Finally, what about superforecasters in particular? Is there anything to say about what it takes to be in the top 2%?

Tetlock devotes much of his book to this. It is hard to tell how much his recommendations come from data analysis and how much are just his own synthesis of the interviews he’s conducted with superforecasters. Here is his “Portrait of the modal superforecaster.”26

Philosophic outlook:

Cautious: Nothing is certain.
Humble: Reality is infinitely complex.
Nondeterministic: Whatever happens is not meant to be and does not have to happen.

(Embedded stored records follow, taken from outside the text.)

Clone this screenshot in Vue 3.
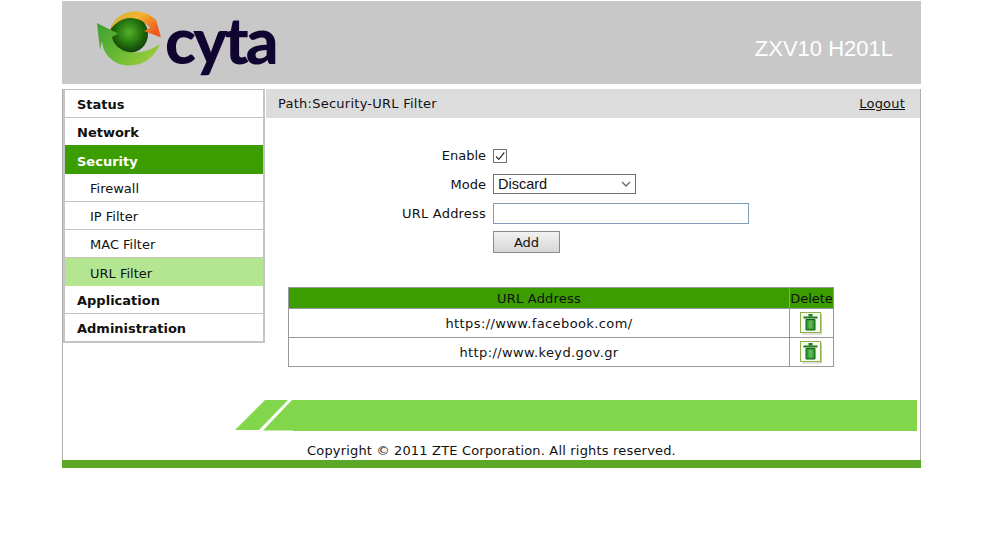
<template>
  <div class="page">
    <!-- Header -->
    <header class="banner">
      <svg class="globe" viewBox="95 8 72 60" width="72" height="60">
        <defs>
          <radialGradient id="ball" cx="0.5" cy="0.45" r="0.55">
            <stop offset="0" stop-color="#58b028" />
            <stop offset="0.55" stop-color="#26780f" />
            <stop offset="1" stop-color="#123c08" />
          </radialGradient>
          <linearGradient id="orange" x1="0" y1="0" x2="1" y2="0.6">
            <stop offset="0" stop-color="#c8b038" />
            <stop offset="0.5" stop-color="#f4b430" />
            <stop offset="1" stop-color="#ee5a1c" />
          </linearGradient>
          <linearGradient id="green" x1="0" y1="0" x2="1" y2="0.7">
            <stop offset="0" stop-color="#3e9e34" />
            <stop offset="0.6" stop-color="#6cbc34" />
            <stop offset="1" stop-color="#9ccc3c" />
          </linearGradient>
        </defs>
        <circle cx="129" cy="34" r="19" fill="url(#ball)" />
        <path fill="url(#orange)" d="M110 30C113 18 124 11.500 135 11.500C143 11.500 150 14 156 20L155.500 18L161 37.500L144 31L150 28C146 22 138 18 130 18C122 18 115 23 110 30Z" />
        <path fill="url(#green)" d="M97 23L118 33.500L112 37C114 47 124 53 135 52.500C145 52 153 49 160 44C155 57 143 65.500 130 65.500C114 65.500 103 55 102 41L100 50Z" />
      </svg>
      <div class="brand">cyta</div>
      <div class="model">ZXV10 H201L</div>
    </header>

    <div class="frame">
      <div class="main">
        <!-- Menu -->
        <nav class="menu">
          <div
            v-for="item in menu"
            :key="item.name"
            class="menu-item"
            :class="[item.sub ? 'sub' : 'top', { current: item.current, open: item.open, 'before-open': item.beforeOpen }]"
          >{{ item.name }}</div>
        </nav>

        <div class="content">
          <div class="path">
            <span class="path-text">Path:Security-URL Filter</span>
            <a class="logout">Logout</a>
          </div>

          <!-- Form -->
          <div class="form">
            <div class="row">
              <label>Enable</label>
              <span class="check">
                <svg viewBox="0 0 12 12" width="12" height="12">
                  <path d="M2 6.500L4.800 9.300L10.300 2.500" fill="none" stroke="#333" stroke-width="1.200" />
                </svg>
              </span>
            </div>
            <div class="row">
              <label>Mode</label>
              <select v-model="mode" class="mode">
                <option>Discard</option>
                <option>Permit</option>
              </select>
            </div>
            <div class="row">
              <label class="wide">URL Address</label>
              <input v-model="url" class="url" />
            </div>
            <div class="row">
              <label></label>
              <button class="add">Add</button>
            </div>
          </div>

          <!-- List -->
          <table class="urls">
            <thead>
              <tr>
                <th class="addr">URL Address</th>
                <th class="del">Delete</th>
              </tr>
            </thead>
            <tbody>
              <tr v-for="u in urls" :key="u">
                <td class="link">{{ u }}</td>
                <td>
                  <svg class="trash" viewBox="0 0 23 23" width="23" height="23">
                    <rect x="0.500" y="0.500" width="20" height="20" fill="#f6faf0" stroke="#8fb04a" />
                    <path d="M21.500 2V22H2" fill="none" stroke="#c4c4c4" />
                    <rect x="8.500" y="2" width="4" height="2.500" fill="#1d7a1d" />
                    <rect x="3.500" y="4.500" width="14" height="2" fill="#1d7a1d" />
                    <path d="M6 7.500H15V18H6Z" fill="#2f9a2f" stroke="#14601a" />
                    <rect x="8.500" y="8.500" width="4" height="8" fill="#62b452" />
                  </svg>
                </td>
              </tr>
            </tbody>
          </table>
        </div>
      </div>

      <!-- Footer -->
      <div class="stripe">
        <svg class="slants" viewBox="0 0 58 31" width="58" height="31">
          <path d="M0 30L30 0H54L26 30Z" fill="#82d64c" />
          <path d="M24 30L53 0H58V31H28Z" fill="#fff" />
          <path d="M28 30.500L57 0H58V30.500Z" fill="#82d64c" />
        </svg>
        <div class="stripe-bar"></div>
      </div>
      <div class="copyright">Copyright © 2011 ZTE Corporation. All rights reserved.</div>
    </div>
    <div class="bottom"></div>
  </div>
</template>

<script setup>
import { ref } from 'vue'

const mode = ref('Discard')
const url = ref('')

const menu = [
  { name: 'Status' },
  { name: 'Network', beforeOpen: true },
  { name: 'Security', open: true },
  { name: 'Firewall', sub: true },
  { name: 'IP Filter', sub: true },
  { name: 'MAC Filter', sub: true },
  { name: 'URL Filter', sub: true, current: true },
  { name: 'Application' },
  { name: 'Administration' }
]

const urls = ['https://www.facebook.com/', 'http://www.keyd.gov.gr']
</script>

<style>
html,
body {
  margin: 0;
  background: #fff;
}
</style>

<style scoped>
.page {
  width: 859px;
  margin: 1px 0 0 62px;
  font-family: "DejaVu Sans", Verdana, sans-serif;
  font-size: 13px;
  color: #111;
}

.banner {
  height: 83px;
  background: #c8c8c8;
  display: flex;
  align-items: flex-start;
  padding-left: 33px;
  box-sizing: border-box;
}

.globe {
  margin-top: 7px;
  flex: none;
}

.brand {
  font-family: "Lato", sans-serif;
  font-weight: 900;
  font-size: 64px;
  line-height: 78px;
  margin-left: -2px;
  color: #0f0530;
  letter-spacing: -2.800px;
}

.model {
  margin-left: auto;
  margin-right: 28px;
  margin-top: 36px;
  font-family: "Liberation Sans", Arial, sans-serif;
  font-size: 22px;
  line-height: 24px;
  color: #fff;
}

.frame {
  margin-top: 5px;
  height: 371px;
  border-left: 1px solid #b0b0b0;
  border-right: 1px solid #b0b0b0;
  box-sizing: border-box;
}

.main {
  display: flex;
  height: 311px;
}

.menu {
  flex: none;
  width: 202px;
  height: 254px;
  box-sizing: border-box;
  border: 1px solid #c4c4c4;
  border-left-width: 2px;
  border-right-width: 2px;
  border-bottom-width: 2px;
}

.menu-item {
  height: 28px;
  padding-top: 1px;
  line-height: 28px;
  box-sizing: border-box;
  border-bottom: 1px solid #c4c4c4;
}

.menu-item:last-child {
  border-bottom: 0;
  height: 27px;
}

.top {
  padding-left: 12px;
  font-weight: bold;
}

.sub {
  padding-left: 25px;
}

.before-open {
  height: 27px;
  border-bottom: 0;
}

.open {
  background: #3c9d00;
  color: #fff;
  border-bottom: 0;
  height: 29px;
  padding-top: 4px;
  line-height: 26px;
}

.current {
  background: #b4e691;
  border-bottom: 0;
  padding-top: 3px;
  line-height: 26px;
}

.content {
  flex: 1;
  margin-left: 1px;
}

.path {
  height: 29px;
  background: #dcdcdc;
  display: flex;
  justify-content: space-between;
  align-items: center;
  padding: 0 15px 0 12px;
  box-sizing: border-box;
}

.path-text {
  letter-spacing: 0.250px;
}

.logout {
  text-decoration: underline;
  letter-spacing: 0.200px;
}

.form {
  margin-top: 23px;
}

.row {
  display: flex;
  align-items: center;
  height: 29px;
}

.row label {
  width: 220px;
  text-align: right;
  margin-right: 7px;
  flex: none;
}

.row .wide {
  letter-spacing: 0.200px;
}

.check {
  width: 14px;
  height: 14px;
  box-sizing: border-box;
  border: 1px solid #707070;
  background: #fff;
  display: block;
}

.check svg {
  display: block;
}

.mode {
  appearance: none;
  width: 143px;
  height: 20px;
  margin-bottom: 1px;
  font-family: "Liberation Sans", Arial, sans-serif;
  font-size: 14.500px;
  border: 1px solid #707070;
  border-radius: 0;
  background: #fff url("data:image/svg+xml,%3Csvg xmlns='http://www.w3.org/2000/svg' width='10' height='6'%3E%3Cpath d='M1 1L5 5L9 1' fill='none' stroke='%23666' stroke-width='1.300'/%3E%3C/svg%3E") no-repeat right 4px center;
  color: #111;
  padding: 0 0 0 4px;
  outline: 0;
}

.url {
  width: 256px;
  height: 21px;
  box-sizing: border-box;
  border: 1px solid #7f9db9;
  padding: 0 2px;
  outline: 0;
}

.add {
  width: 67px;
  height: 22px;
  margin-bottom: 1px;
  padding: 1px 0 0;
  font-family: "DejaVu Sans", Verdana, sans-serif;
  font-size: 13px;
  color: #111;
  border: 1px solid #8a8a8a;
  background: linear-gradient(#f2f2f2, #d6d6d6);
}

.urls {
  margin: 30px 0 0 22px;
  width: 544px;
  border-collapse: collapse;
  table-layout: fixed;
}

.urls th,
.urls td {
  border: 1px solid #999;
  padding: 0;
  text-align: center;
}

.urls th {
  background: #3c9d00;
  height: 20px;
  font-weight: normal;
  color: #111;
}

.urls td {
  height: 28px;
}

.urls .addr {
  width: 500px;
  letter-spacing: 0.200px;
}

.urls .del {
  width: 43px;
}

.urls .link {
  letter-spacing: 0.400px;
}

.trash {
  display: block;
  margin: 0 auto;
}

.stripe {
  display: flex;
  margin-left: 172px;
  margin-right: 3px;
  height: 31px;
}

.slants {
  flex: none;
}

.stripe-bar {
  flex: 1;
  background: #82d64c;
}

.copyright {
  margin: 11px 0 0 244px;
  line-height: 18px;
  letter-spacing: 0.180px;
}

.bottom {
  height: 8px;
  background: #5ba826;
}
</style>
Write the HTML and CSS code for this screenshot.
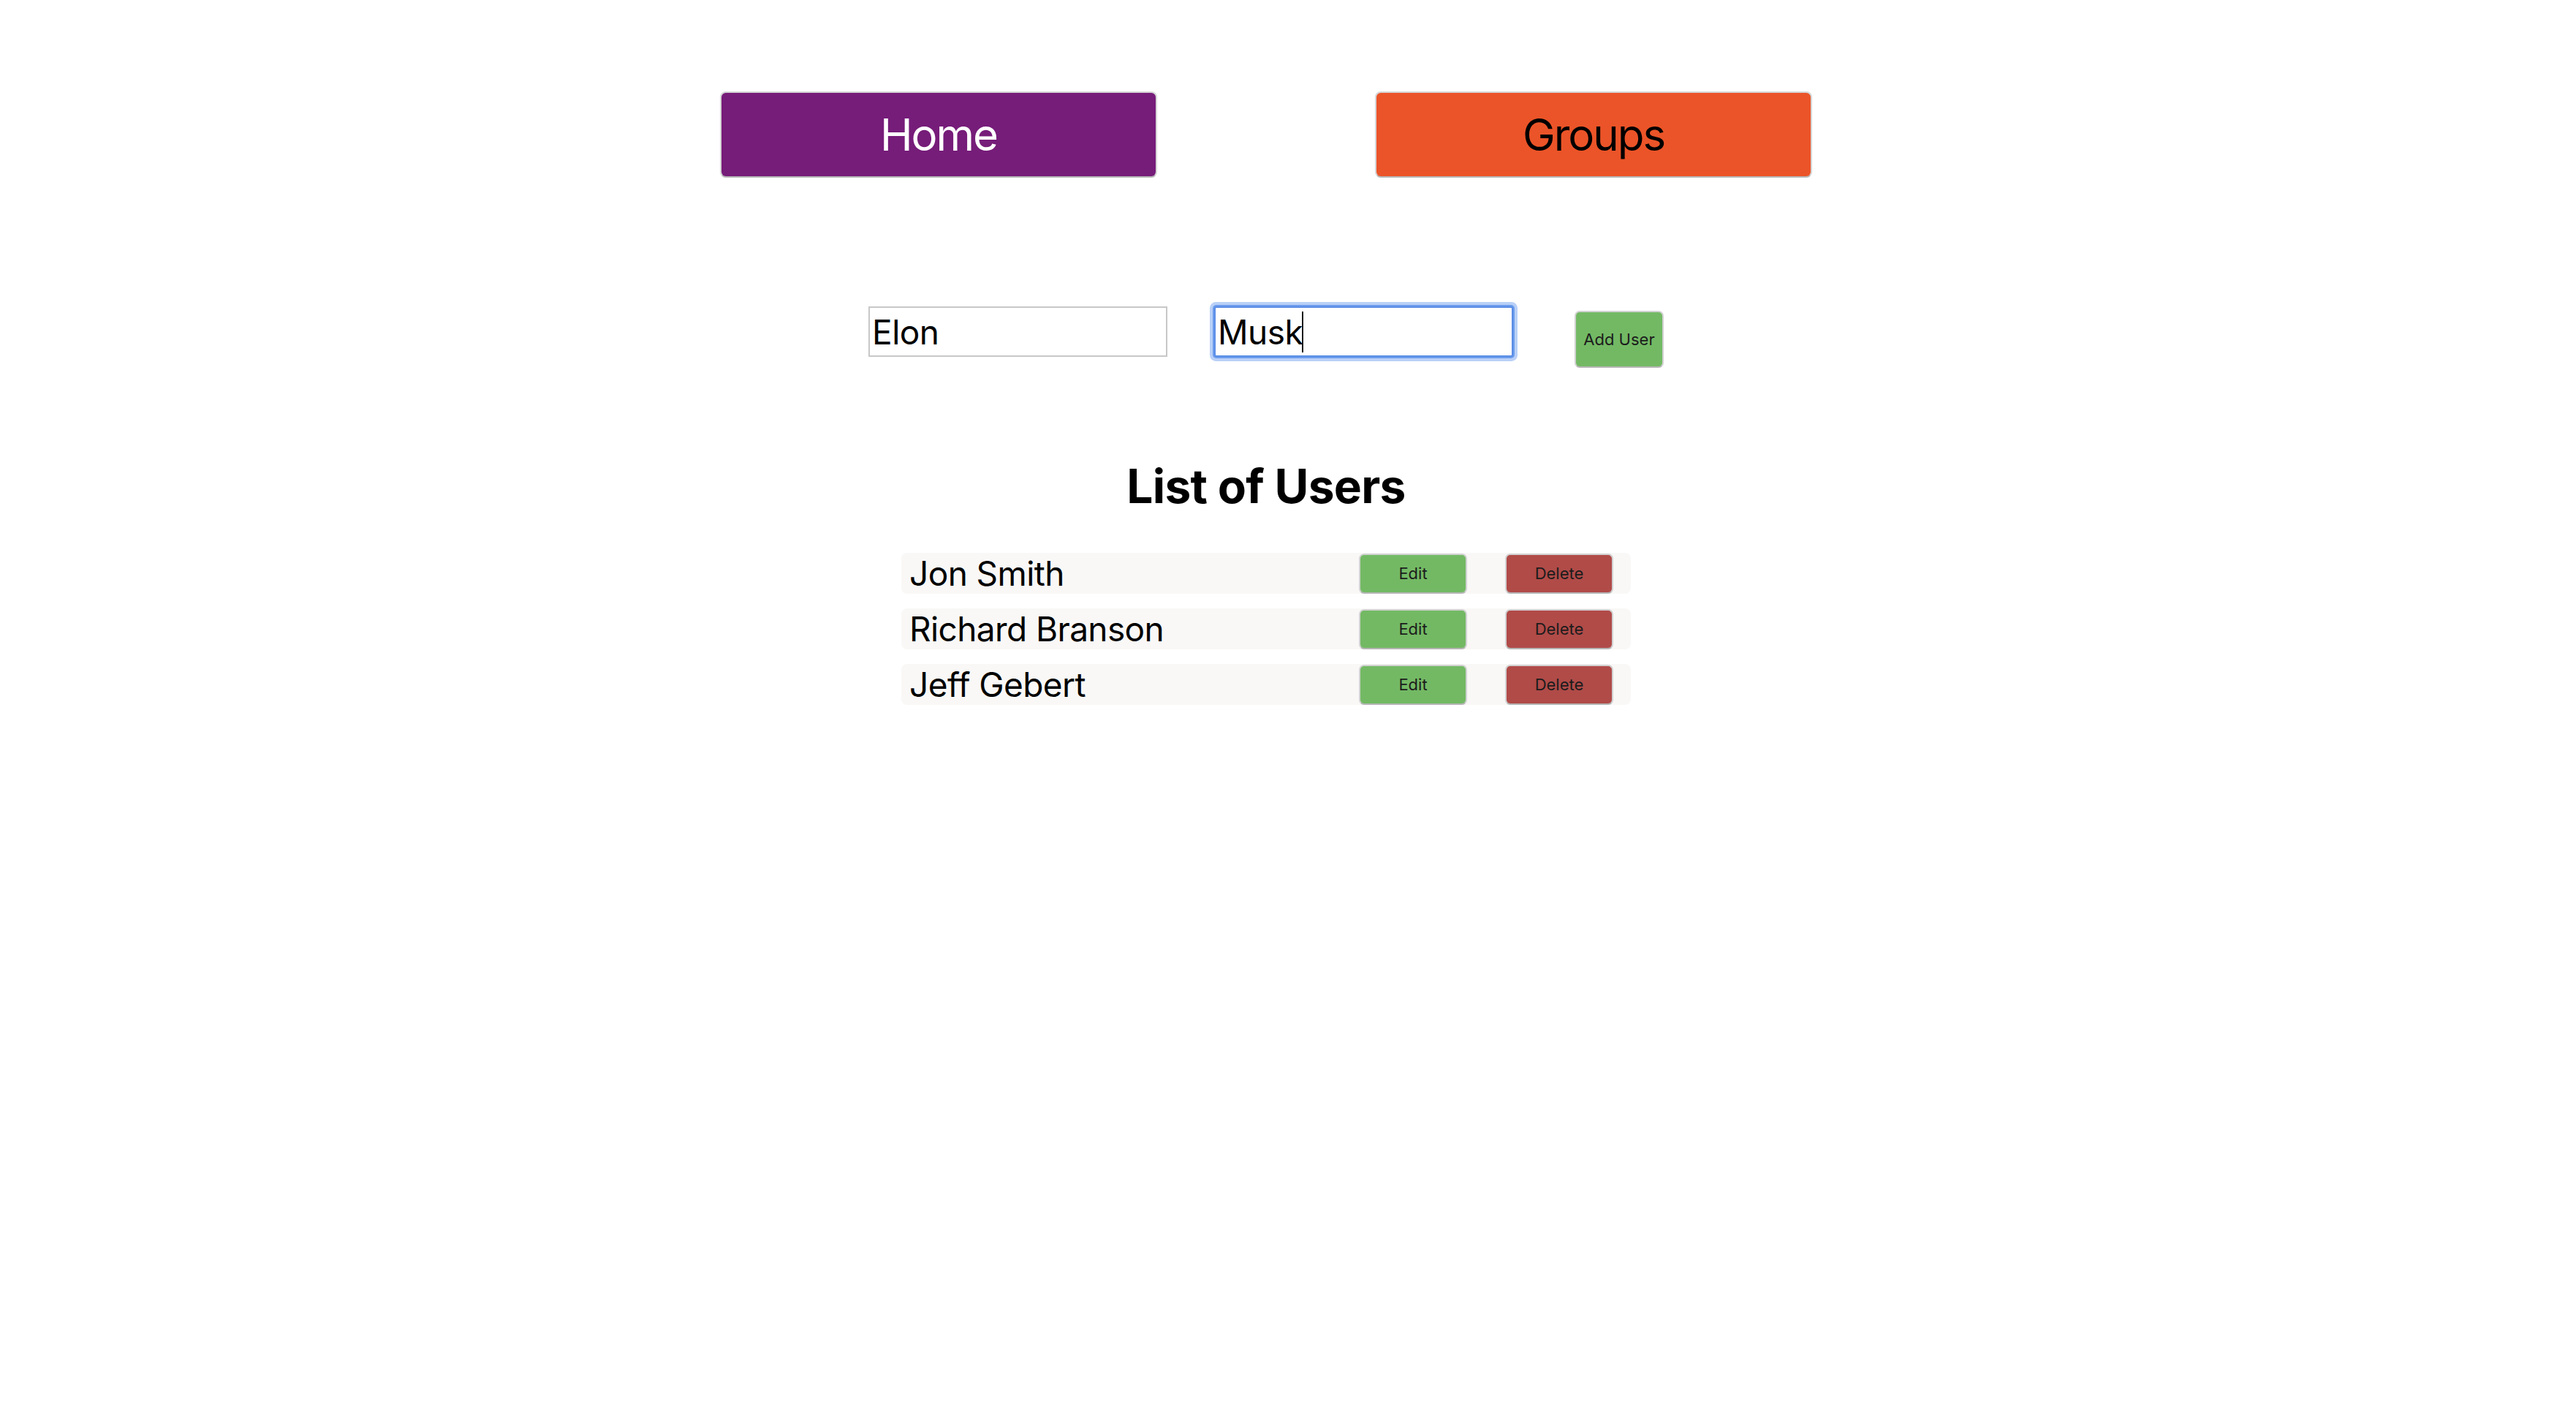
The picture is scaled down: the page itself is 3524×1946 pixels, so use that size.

Abilities & thinking styles:

Actively open-minded: Beliefs are hypotheses to be tested, not treasures to be protected.
Intelligent and knowledgeable, with a “Need for Cognition”: Intellectually curious, enjoy puzzles and mental challenges.
Reflective: Introspective and self-critical.
Numerate: Comfortable with numbers.

Methods of forecasting:

Pragmatic: Not wedded to any idea or agenda.
Analytical: Capable of stepping back from the tip-of-your-nose perspective and considering other views.
Dragonfly-eyed: Value diverse views and synthesize them into their own.
Probabilistic: Judge using many grades of maybe.
Thoughtful updaters: When facts change, they change their minds.
Good intuitive psychologists: Aware of the value of checking thinking for cognitive and emotional biases.

Work ethic:

Growth mindset: Believe it’s possible to get better.
Grit: Determined to keep at it however long it takes.

Additionally, there is experimental evidence that superforecasters are less prone to standard cognitive science biases than ordinary people.27 This is particularly exciting because—we can hope—the same sorts of training that help people become superforecasters might also help overcome biases.

Finally, Tetlock says that “The strongest predictor of rising into the ranks of superforecasters is perpetual beta, the degree to which one is committed to belief updating and self-improvement. It is roughly three times as powerful a predictor as its closest rival, intelligence.”28 Unfortunately, I couldn’t find any sources or data on this, nor an operational definition of “perpetual beta,” so we don’t know how he measured it.29

4. The training and Tetlock’s commandments

This section discusses the surprising effect of the training module on accuracy, and finishes with Tetlock’s training-module-based recommendations for how to become a better forecaster.30

The training module, which was randomly given to some participants but not others, took about an hour to read.31 The authors describe the content as follows:

“Training in year 1 consisted of two different modules: probabilistic reasoning training and scenario training. Scenario-training was a four-step process: 1) developing coherent and logical probabilities under the probability sum rule; 2) exploring and challenging assumptions; 3) identifying the key causal drivers; 4) considering the best and worst case scenarios and developing a sensible 95% confidence interval of possible outcomes; and 5) avoid over-correction biases. … Probabilistic reasoning training consisted of lessons that detailed the difference between calibration and resolution, using comparison classes and base rates (Kahneman & Tversky, 1973; Tversky & Kahneman, 1981), averaging and using crowd wisdom principles (Surowiecki, 2005), finding and utilizing predictive mathematical and statistical models (Arkes, 1981; Kahneman & Tversky, 1982), cautiously using time-series and historical data, and being self-aware of the typical cognitive biases common throughout the population.”32

In later years, they merged the two modules into one and updated it based on their observations of the best forecasters. The updated training module is organized around an acronym:33

Impressively, this training had a lasting positive effect on accuracy in all four years:

One might worry that training improves accuracy by motivating the trainees to take their jobs more seriously. Indeed it seems that the trained forecasters made more predictions per question than the control group, though they didn’t make more predictions overall. Nevertheless it seems that the training also had a direct effect on accuracy as well as this indirect effect.34

Moving on, let’s talk about the advice Tetlock gives to his audience in Superforecasting, advice which is based on, though not identical to, the CHAMPS-KNOW training. The book has a few paragraphs of explanation for each commandment, a transcript of which is here; in this post I’ll give my own abbreviated explanations:

Ten Commandments for Aspiring Superforecasters

(1) Triage: Don’t waste time on questions that are “clocklike” where a rule of thumb can get you pretty close to the correct answer, or “cloudlike” where even fancy models can’t beat a dart-throwing chimp.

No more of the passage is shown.